Gary Littman


Garry Littman is the owner and director of The Language House in Geneva which organises English language training for professional people, companies and students. He was a radio and newspaper journalist in his native Australia and ran a restaurant in Kathmandu in his younger days. He is an English language trainer and an aficionado of pétanque.

Nestlé 1 - Cadbury 1 in tit-for-tat Kit Kat war

Nestlé's flagship brand Kit Kat suffered a bruising defeat this week in the 11-year-long Chocolate Wars with its bitter rival Cadbury.

Nestlé sought to trademark the shape of its four-finger chocolate bar in the UK, which would have outlawed all other four-finger chocolate bars of a similar shape and size in Europe.

The attempt was foiled when a senior European Court lawyer gave the four-finger proposal, a polite one-finger, saying it was against European law. Cadbury lawyers argued that Nestlé could not monopolise the shape of its chocolate bar.

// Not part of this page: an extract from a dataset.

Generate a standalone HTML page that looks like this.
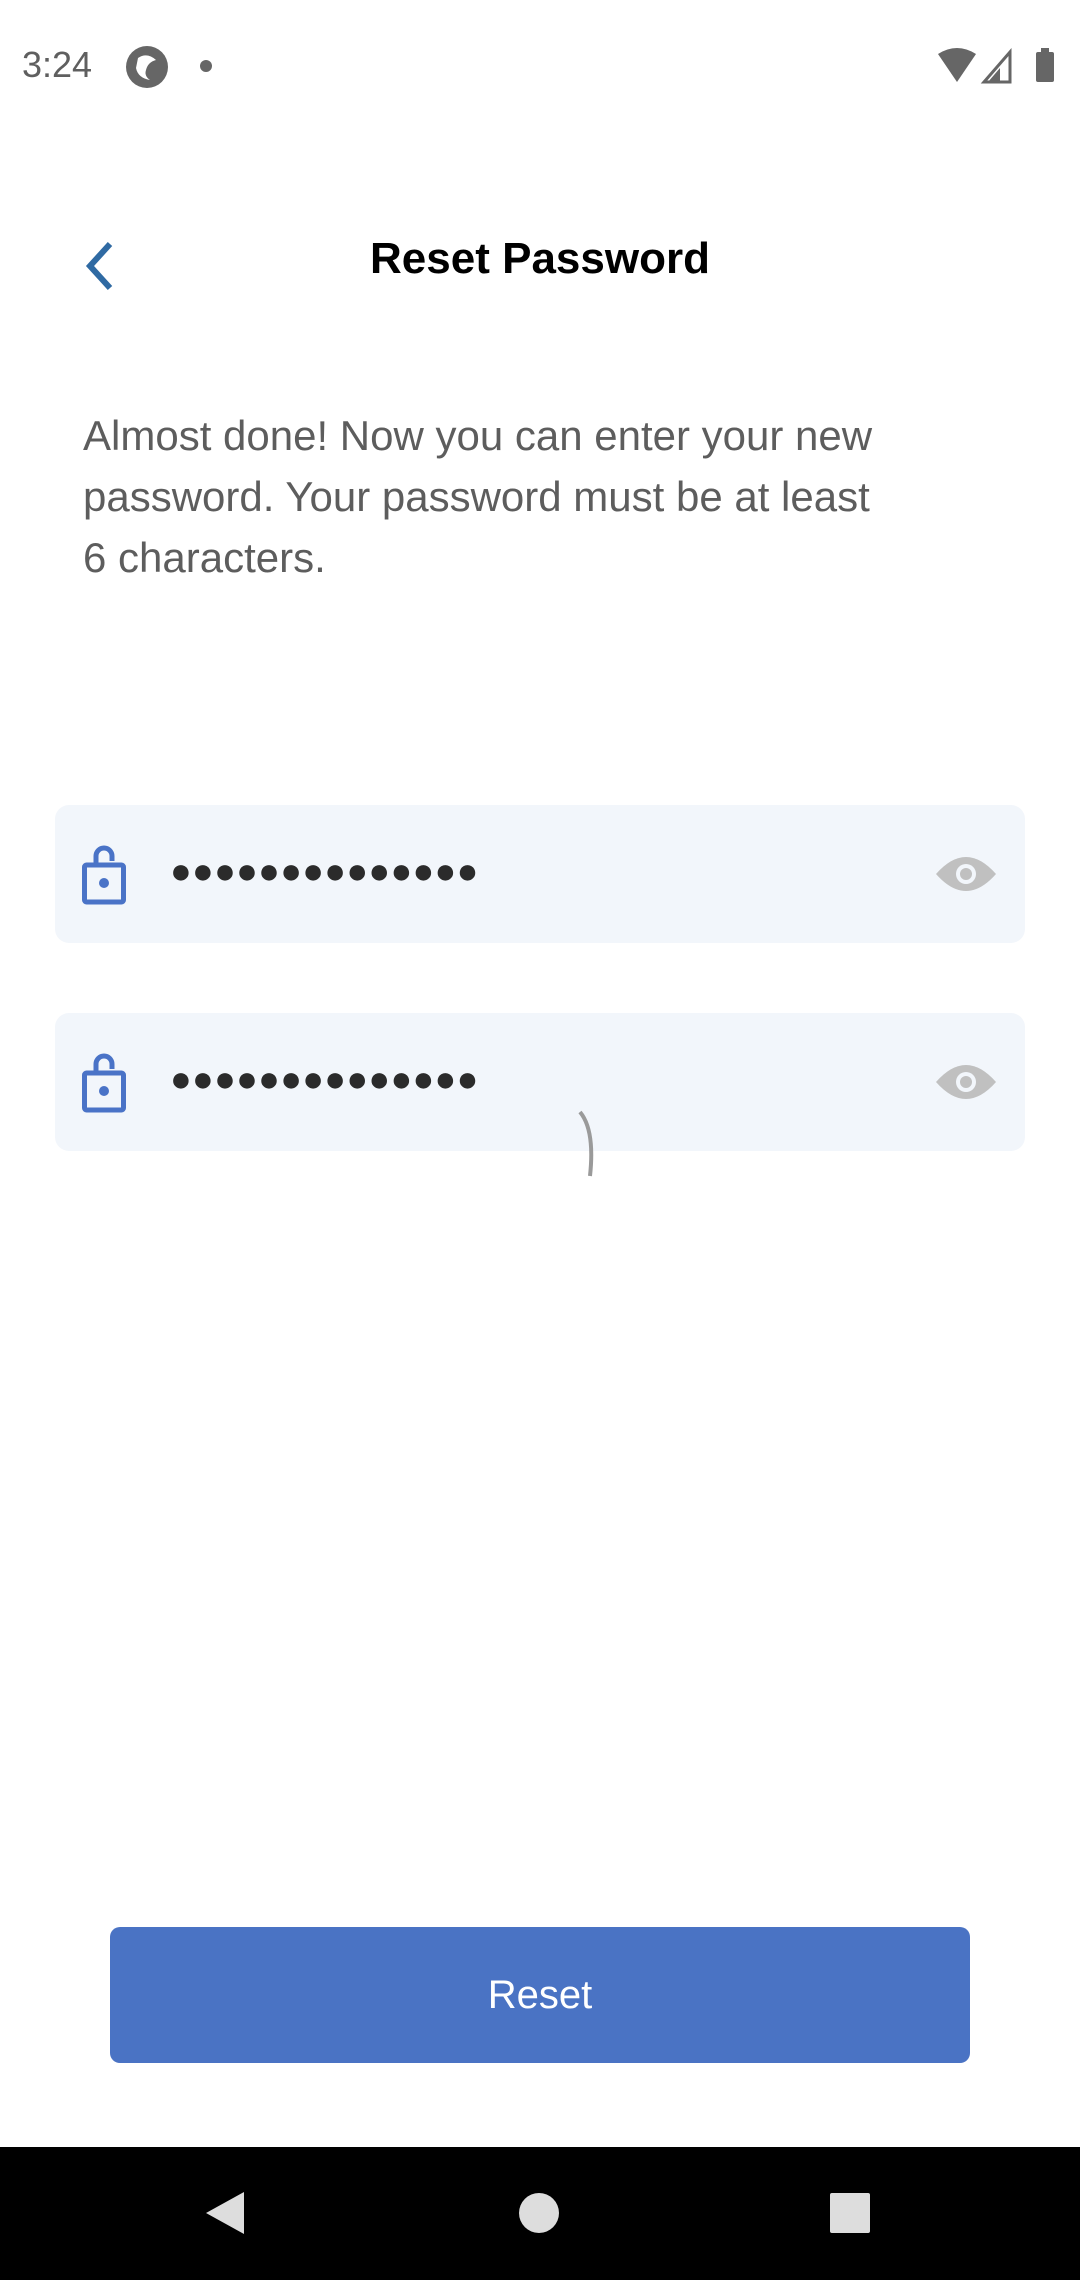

It was sweet revenge for Cadbury, which last year lost a decade-long battle to trademark its royal purple wrapper – introduced in 1914 as a tribute to Queen Victoria – after objections from its Swiss rival.

Confectionary insiders expect neither side will take a break. The bar brawls are expected to continue. They predict Kit Kat will face a flood of copycat four-finger bars.

Kit Kat turned 80 last month. A chocolate bar that a man could take to work in his packed lunch was the original idea from a Rowntree’s employee that led to the creation of Kit Kat. Nestlé bought the brand from Rowntree in 1988.

Nestlé has Kit Kat factories across the globe, producing 17.6 billion fingers every year. In the UK more than one billion Kit Kat products are eaten every year. Employers might be concerned to know that 564 Kit Kat fingers are consumed every single second. That’s a lot of breaks in productivity: 16.5 million worldwide this year already, according to the Kit Kat website.

Kit Kat owes its success to lots of dancing: The brilliant dancing pandas, the dancing squirrels of India, the dancing babies of India, dancing cranes, the non-dancing action hero Jason Statham (when he still had some hair), the receptionists of 1965, a couple of green androids and this high-powered Teddy bear.